* **Exercise task**: In the entries below, find the line containing "Recreate this image" and the line containing "w-full rounded border". Copy those two lines and everything between them exactly, without the pictures.

====== Material shown ======

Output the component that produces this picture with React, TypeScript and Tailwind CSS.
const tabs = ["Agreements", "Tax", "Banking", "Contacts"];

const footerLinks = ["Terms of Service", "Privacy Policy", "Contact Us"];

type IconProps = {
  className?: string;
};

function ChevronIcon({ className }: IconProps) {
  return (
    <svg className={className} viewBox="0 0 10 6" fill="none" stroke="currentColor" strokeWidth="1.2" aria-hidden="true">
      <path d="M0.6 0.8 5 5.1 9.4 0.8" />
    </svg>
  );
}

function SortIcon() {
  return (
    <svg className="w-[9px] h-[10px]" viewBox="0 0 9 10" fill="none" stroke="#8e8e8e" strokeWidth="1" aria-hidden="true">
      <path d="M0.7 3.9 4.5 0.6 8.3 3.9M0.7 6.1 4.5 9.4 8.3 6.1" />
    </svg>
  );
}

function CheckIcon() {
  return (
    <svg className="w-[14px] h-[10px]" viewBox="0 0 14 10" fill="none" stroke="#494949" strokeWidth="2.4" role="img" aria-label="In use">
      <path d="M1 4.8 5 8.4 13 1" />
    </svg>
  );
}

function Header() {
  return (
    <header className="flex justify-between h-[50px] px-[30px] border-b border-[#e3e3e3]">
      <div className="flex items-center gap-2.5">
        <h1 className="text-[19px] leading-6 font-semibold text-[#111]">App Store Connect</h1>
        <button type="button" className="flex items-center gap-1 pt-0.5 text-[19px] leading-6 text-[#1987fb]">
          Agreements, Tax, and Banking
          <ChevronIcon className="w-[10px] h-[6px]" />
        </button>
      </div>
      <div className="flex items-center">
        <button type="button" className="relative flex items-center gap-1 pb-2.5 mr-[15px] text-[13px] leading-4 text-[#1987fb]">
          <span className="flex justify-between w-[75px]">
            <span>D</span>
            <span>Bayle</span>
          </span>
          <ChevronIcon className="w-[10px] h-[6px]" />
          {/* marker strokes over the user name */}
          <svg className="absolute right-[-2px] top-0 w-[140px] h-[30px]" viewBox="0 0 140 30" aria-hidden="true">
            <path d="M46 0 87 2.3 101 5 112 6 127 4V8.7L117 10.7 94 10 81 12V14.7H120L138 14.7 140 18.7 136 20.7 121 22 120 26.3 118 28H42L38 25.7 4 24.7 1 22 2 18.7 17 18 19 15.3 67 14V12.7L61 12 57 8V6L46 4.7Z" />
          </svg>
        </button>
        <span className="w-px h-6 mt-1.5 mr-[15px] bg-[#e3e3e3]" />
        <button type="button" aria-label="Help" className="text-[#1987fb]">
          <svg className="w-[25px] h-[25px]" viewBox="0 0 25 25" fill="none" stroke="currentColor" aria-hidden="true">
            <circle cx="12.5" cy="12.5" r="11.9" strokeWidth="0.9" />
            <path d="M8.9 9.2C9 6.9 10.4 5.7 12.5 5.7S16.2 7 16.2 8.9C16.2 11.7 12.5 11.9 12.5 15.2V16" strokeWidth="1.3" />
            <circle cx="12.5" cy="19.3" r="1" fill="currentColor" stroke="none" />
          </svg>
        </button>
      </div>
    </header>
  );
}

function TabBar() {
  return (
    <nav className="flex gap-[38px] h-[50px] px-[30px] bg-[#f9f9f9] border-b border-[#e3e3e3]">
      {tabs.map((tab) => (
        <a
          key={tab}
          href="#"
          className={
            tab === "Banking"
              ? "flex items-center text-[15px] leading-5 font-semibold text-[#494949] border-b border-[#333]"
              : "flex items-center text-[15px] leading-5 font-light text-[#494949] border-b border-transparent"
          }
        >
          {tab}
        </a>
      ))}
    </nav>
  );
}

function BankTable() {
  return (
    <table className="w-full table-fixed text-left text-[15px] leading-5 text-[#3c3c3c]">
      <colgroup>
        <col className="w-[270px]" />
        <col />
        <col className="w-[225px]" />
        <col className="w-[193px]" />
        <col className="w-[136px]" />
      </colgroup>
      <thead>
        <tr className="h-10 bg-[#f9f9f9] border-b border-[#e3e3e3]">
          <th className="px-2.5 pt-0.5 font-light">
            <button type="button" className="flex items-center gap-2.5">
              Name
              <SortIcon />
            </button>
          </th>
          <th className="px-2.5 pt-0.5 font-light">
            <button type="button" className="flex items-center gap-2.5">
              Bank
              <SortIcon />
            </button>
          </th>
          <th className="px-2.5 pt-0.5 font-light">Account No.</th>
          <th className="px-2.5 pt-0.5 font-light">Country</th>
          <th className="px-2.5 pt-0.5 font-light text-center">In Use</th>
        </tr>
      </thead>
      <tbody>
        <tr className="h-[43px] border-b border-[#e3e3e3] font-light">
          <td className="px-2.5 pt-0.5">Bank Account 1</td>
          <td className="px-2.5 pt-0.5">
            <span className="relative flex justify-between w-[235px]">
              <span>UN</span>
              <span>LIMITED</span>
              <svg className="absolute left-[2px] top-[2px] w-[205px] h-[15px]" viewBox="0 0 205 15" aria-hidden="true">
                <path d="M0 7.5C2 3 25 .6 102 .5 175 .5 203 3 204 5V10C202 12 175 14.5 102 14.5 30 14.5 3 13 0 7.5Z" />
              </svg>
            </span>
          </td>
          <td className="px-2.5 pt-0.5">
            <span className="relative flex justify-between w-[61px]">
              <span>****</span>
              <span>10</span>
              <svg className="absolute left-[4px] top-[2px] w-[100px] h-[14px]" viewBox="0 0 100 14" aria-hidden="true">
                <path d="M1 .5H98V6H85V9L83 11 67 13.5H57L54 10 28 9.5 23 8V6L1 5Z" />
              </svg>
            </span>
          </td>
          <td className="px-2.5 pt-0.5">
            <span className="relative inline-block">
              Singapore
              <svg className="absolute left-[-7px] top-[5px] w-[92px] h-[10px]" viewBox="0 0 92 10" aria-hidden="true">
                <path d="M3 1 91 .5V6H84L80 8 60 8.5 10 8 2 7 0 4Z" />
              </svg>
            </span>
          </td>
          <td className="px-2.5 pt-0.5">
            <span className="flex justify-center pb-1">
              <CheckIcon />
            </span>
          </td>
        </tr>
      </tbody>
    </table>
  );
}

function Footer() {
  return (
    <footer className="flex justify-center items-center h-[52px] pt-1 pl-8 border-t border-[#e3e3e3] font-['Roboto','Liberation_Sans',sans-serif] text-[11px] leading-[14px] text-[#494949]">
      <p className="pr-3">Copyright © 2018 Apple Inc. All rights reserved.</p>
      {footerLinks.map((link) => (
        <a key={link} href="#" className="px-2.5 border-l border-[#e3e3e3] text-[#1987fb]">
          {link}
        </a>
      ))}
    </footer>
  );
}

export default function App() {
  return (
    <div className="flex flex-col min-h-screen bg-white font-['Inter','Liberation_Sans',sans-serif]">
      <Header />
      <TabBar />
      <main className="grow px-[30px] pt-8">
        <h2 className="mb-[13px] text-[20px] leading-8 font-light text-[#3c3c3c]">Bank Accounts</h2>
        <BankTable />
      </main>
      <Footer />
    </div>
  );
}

======
====== Material shown ======

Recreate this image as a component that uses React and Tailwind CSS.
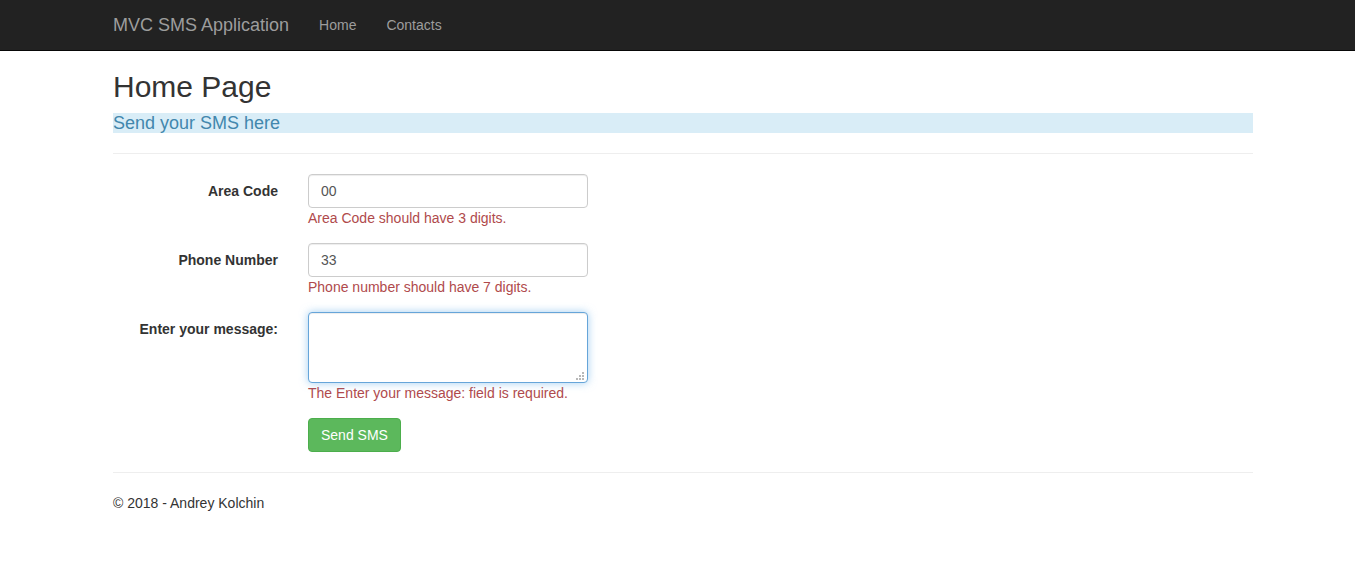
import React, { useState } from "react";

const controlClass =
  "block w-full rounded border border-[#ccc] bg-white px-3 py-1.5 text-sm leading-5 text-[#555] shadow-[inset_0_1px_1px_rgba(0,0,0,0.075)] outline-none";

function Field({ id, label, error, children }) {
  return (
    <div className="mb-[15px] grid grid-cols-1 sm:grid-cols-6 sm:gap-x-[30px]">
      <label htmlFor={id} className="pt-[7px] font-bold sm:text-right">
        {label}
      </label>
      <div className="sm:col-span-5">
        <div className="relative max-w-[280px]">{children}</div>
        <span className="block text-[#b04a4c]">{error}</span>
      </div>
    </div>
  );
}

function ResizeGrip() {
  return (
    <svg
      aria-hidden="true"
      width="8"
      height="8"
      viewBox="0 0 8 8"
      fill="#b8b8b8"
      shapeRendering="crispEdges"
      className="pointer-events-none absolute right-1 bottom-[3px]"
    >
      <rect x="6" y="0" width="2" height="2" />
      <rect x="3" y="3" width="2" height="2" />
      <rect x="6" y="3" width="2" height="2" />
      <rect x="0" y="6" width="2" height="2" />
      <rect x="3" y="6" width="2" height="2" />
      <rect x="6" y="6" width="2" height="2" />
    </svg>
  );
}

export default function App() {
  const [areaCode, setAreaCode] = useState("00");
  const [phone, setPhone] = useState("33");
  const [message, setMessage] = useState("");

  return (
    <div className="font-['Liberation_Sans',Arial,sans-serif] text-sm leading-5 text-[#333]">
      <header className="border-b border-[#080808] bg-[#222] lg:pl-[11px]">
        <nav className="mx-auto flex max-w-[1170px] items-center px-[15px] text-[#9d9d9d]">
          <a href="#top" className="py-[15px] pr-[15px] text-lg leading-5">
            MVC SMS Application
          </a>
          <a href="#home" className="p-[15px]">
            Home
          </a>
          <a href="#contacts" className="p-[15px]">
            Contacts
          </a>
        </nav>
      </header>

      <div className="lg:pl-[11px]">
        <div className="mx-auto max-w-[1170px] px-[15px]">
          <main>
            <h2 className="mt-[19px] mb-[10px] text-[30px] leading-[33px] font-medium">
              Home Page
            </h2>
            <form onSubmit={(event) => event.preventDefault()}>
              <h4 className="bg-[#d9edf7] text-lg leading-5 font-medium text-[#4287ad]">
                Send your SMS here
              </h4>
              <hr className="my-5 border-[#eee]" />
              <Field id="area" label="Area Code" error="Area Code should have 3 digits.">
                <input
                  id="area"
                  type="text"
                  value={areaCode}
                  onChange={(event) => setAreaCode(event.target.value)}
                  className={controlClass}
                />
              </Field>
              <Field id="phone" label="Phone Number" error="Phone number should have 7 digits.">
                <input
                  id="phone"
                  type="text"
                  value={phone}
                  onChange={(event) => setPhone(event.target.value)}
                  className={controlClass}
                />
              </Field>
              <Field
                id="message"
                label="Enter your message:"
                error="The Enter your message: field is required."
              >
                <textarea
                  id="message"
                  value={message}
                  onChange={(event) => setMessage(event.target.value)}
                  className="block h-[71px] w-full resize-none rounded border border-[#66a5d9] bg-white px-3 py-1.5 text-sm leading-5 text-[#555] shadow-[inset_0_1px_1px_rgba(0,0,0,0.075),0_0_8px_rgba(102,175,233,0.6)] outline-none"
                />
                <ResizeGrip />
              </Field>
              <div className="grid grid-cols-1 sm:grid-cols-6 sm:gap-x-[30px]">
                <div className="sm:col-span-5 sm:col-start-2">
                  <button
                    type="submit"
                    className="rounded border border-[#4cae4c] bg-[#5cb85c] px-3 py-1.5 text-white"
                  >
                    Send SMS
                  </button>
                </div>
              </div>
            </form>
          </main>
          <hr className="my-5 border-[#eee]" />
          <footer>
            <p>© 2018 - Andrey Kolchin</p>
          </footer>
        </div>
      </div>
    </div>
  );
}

======

* **Finished answer**:
Recreate this image as a component that uses React and Tailwind CSS.
import React, { useState } from "react";

const controlClass =
  "block w-full rounded border border-[#ccc] bg-white px-3 py-1.5 text-sm leading-5 text-[#555] shadow-[inset_0_1px_1px_rgba(0,0,0,0.075)] outline-none";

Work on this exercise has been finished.